One of the most disgraceful performances recently aired on television was Monday’s shout down of John Lott by CNN’s Piers Morgan and legal scholar Alan Dershowitz.

Lott has argued that crime goes down when law-abiding citizens are permitted to have legal guns. But he never got to complete a sentence on Piers Morgan's ratings-challenged show. The rudeness on the part of Morgan and Dershowitz was shocking. Is this what advocates of more gun control mean when they call for “debate” on the issue?

New York Mayor Michael Bloomberg was also on the show and he made a call for a pretty amazing act: police, Bloomberg says, should go on strike for more gun control. Here is what Bloomberg said (as posted on the invaluable Hot Air):

“I don’t understand why police officers across this country don’t stand up collectively and say we’re going to go on strike, we’re not going to protect you unless you, the public, through your legislature, do what’s required to keep us safe,’’ he told CNN’s Piers Morgan.

“Police officers want to go home to their families. And we’re doing everything we can to make their job more difficult, but more importantly, more dangerous, by leaving guns in the hands of people who shouldn’t have them and letting people who have those guns buy things like armor piercing bullets.’’

This is truly amazing. Bloomberg seems to think that police are put at risk by law-abiding citizens’ having guns. He doesn’t realize that more gun control is only going to curtail gun ownership among those who are are inclined to obey the law in the first place. Those with criminal intentions may be slightly inconvenienced by tightening gun laws, but they will not be deterred from obtaining weapons.

Ed Morrissey of Hot Air points out additional reasons why hizzoner’s proposal is so outlandish:

Where to start with this nonsensical idea?  First, we have laws in most jurisdictions that prevent first responders such as police and fire agencies from going on strike at all, because of the public safety consequences.  Bloomberg is literally calling for anarchy in the streets as a way to extort unconstitutional infringements on liberty — by the police.

Perhaps Bloomberg missed a couple of civics lessons in school (which would explain more than a few of his initiatives), but police don’t get to write their own laws and impose them by force on the populace.  Neither do they get to decide whether and when they will enforce the law or let criminals run rampant in order to terrorize our communities into complying with their idea of what the law  should be.  In America, the people create the law, and the police uphold and enforce it.  If individual police officers don’t like the law, they can work through the democratic process to change those laws, or they can find another line of work.

Finally, though, Bloomberg’s proposal would only reinforce the truth that citizens have to defend themselves from crime.  Only in rare cases do police directly “protect” a citizen or keep a crime from occurring.  They respond to crimes in progress or crimes already committed in order to investigate and arrest those suspected of committing crimes.  One key reason for the Second Amendment is to prevent the need for the kind of police state necessary to protect people who refuse to defend themselves properly.

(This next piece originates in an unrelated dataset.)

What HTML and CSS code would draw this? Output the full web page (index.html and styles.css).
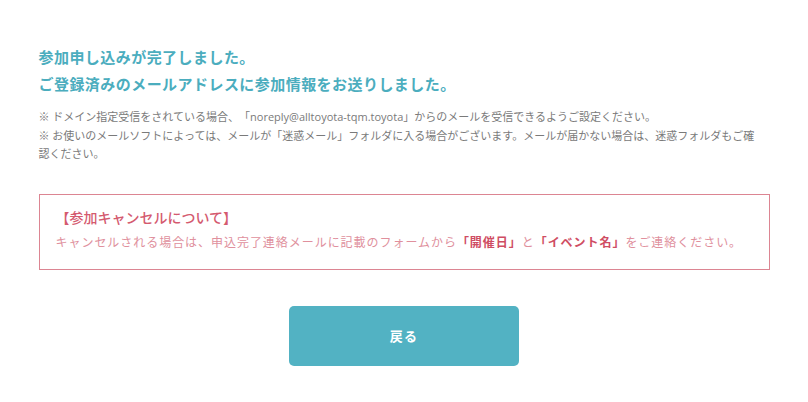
FILE: index.html
```html
<!DOCTYPE html>
<html lang="ja">
<head>
<meta charset="utf-8">
<title>参加申し込み完了</title>
<link rel="stylesheet" href="styles.css">
</head>
<body>
<main class="page">
  <h1 class="lead">参加申し込みが完了しました。<br>ご登録済みのメールアドレスに参加情報をお送りしました。</h1>
  <div class="notes">
    <p>※ ドメイン指定受信をされている場合、「noreply@alltoyota-tqm.toyota」からのメールを受信できるようご設定ください。</p>
    <p>※ お使いのメールソフトによっては、メールが「迷惑メール」フォルダに入る場合がございます。メールが届かない場合は、迷惑フォルダもご確認ください。</p>
  </div>
  <section class="cancel">
    <h2 class="cancel-title">【参加キャンセルについて】</h2>
    <p class="cancel-text">キャンセルされる場合は、申込完了連絡メールに記載のフォームから<strong>「開催日」</strong>と<strong>「イベント名」</strong>をご連絡ください。</p>
  </section>
  <div class="actions">
    <a class="back-btn" href="#">戻る</a>
  </div>
</main>
</body>
</html>
```

FILE: styles.css
```css
* { box-sizing: border-box; }
html, body { margin: 0; padding: 0; background: #fff; }
body {
  font-family: "Open Sans", "Noto Sans CJK JP", sans-serif;
  color: #777;
  text-spacing-trim: space-all;
}
.page {
  width: 731px;
  margin: 0 auto;
  padding-top: 44px;
  display: flex;
  flex-direction: column;
}
.lead {
  margin: 0;
  font-size: 15px;
  line-height: 27px;
  font-weight: 700;
  color: #4badbe;
  letter-spacing: 0.03em;
}
.notes {
  margin-top: 10px;
  padding-right: 8px;
  font-size: 11px;
  line-height: 18.5px;
  color: #7a7a7a;
}
.notes p { margin: 0; }
.cancel {
  margin-top: 30px;
  border: 1px solid #dc8592;
  padding: 13px 16px 16px;
}
.cancel-title {
  margin: 0;
  font-size: 14px;
  line-height: 20px;
  font-weight: 500;
  color: #d45a6f;
}
.cancel-text {
  margin: 5px 0 0;
  font-size: 12px;
  line-height: 20px;
  color: #e0909d;
  letter-spacing: 0.08em;
}
.cancel-text strong { color: #cf4d63; font-weight: 700; }
.actions {
  margin-top: 36px;
  display: flex;
  justify-content: center;
}
.back-btn {
  width: 230px;
  height: 60px;
  display: flex;
  align-items: center;
  justify-content: center;
  background: #52b2c3;
  border-radius: 5px;
  color: #fff;
  font-size: 13px;
  font-weight: 700;
  text-decoration: none;
  letter-spacing: 0.1em;
}
```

 Charles C. W. Cooke, who like me appears to have been appalled by the Morgan-Dershowitz attack on Lott, also weighs in on what more gun control won’t do: it won’t banish guns. Cooke comments on Mayor Bloomberg’s “most telling contention:”

In February 2011, while discussing the shooting of Representative Gabrielle Giffords, the mayor complained that “every day, 34 Americans are murdered with guns, and most of them are purchased or possessed illegally.”

As it happens, this is the crucial point, and Michael Bloomberg appears incapable of recognizing that it destroys his own argument. The debate over firearms is sometimes conducted as if in a sandbox: Were the nation being designed from scratch with each societal variable up for contention, the number of guns could be set at zero, restrictive gun laws imposed, and the murder rate feasibly decreased. (For the sake of argument, let’s ignore the impact this would have on liberty and the fact that the advantage would pass to whoever obtained other weapons.)

But, for better or for worse, America is not a game of SimCity. There are currently 200 million privately owned guns in the United States, and this fact renders the question not whether there will be guns, but who gets them. As Bloomberg himself observes, most guns used in murders are obtained illegally. This is because nobody who is prepared to transgress the ironclad prohibitions against assault and murder cares one whit whether his firearm is legal or not. To outlaw guns with so many in circulation (a fact of life that is not going to go away, whatever government attempts to do: See “War on Drugs”) would be to create a duopoly on violence, held between the state and the criminals, and leave out the one group in American life for whom the social compact was constructed: We the People.

Dershowitz was just as much of a bully as Morgan Monday night. But he is sometimes interesting and iconoclastic. He is not just an oleaginous blowhard who sucks up to some guests, while attacking others who don't toe the intellectual elite's line. Morgan's reputation is increasingly such that I can’t imagine he'll continue to get conservatives to come on his show.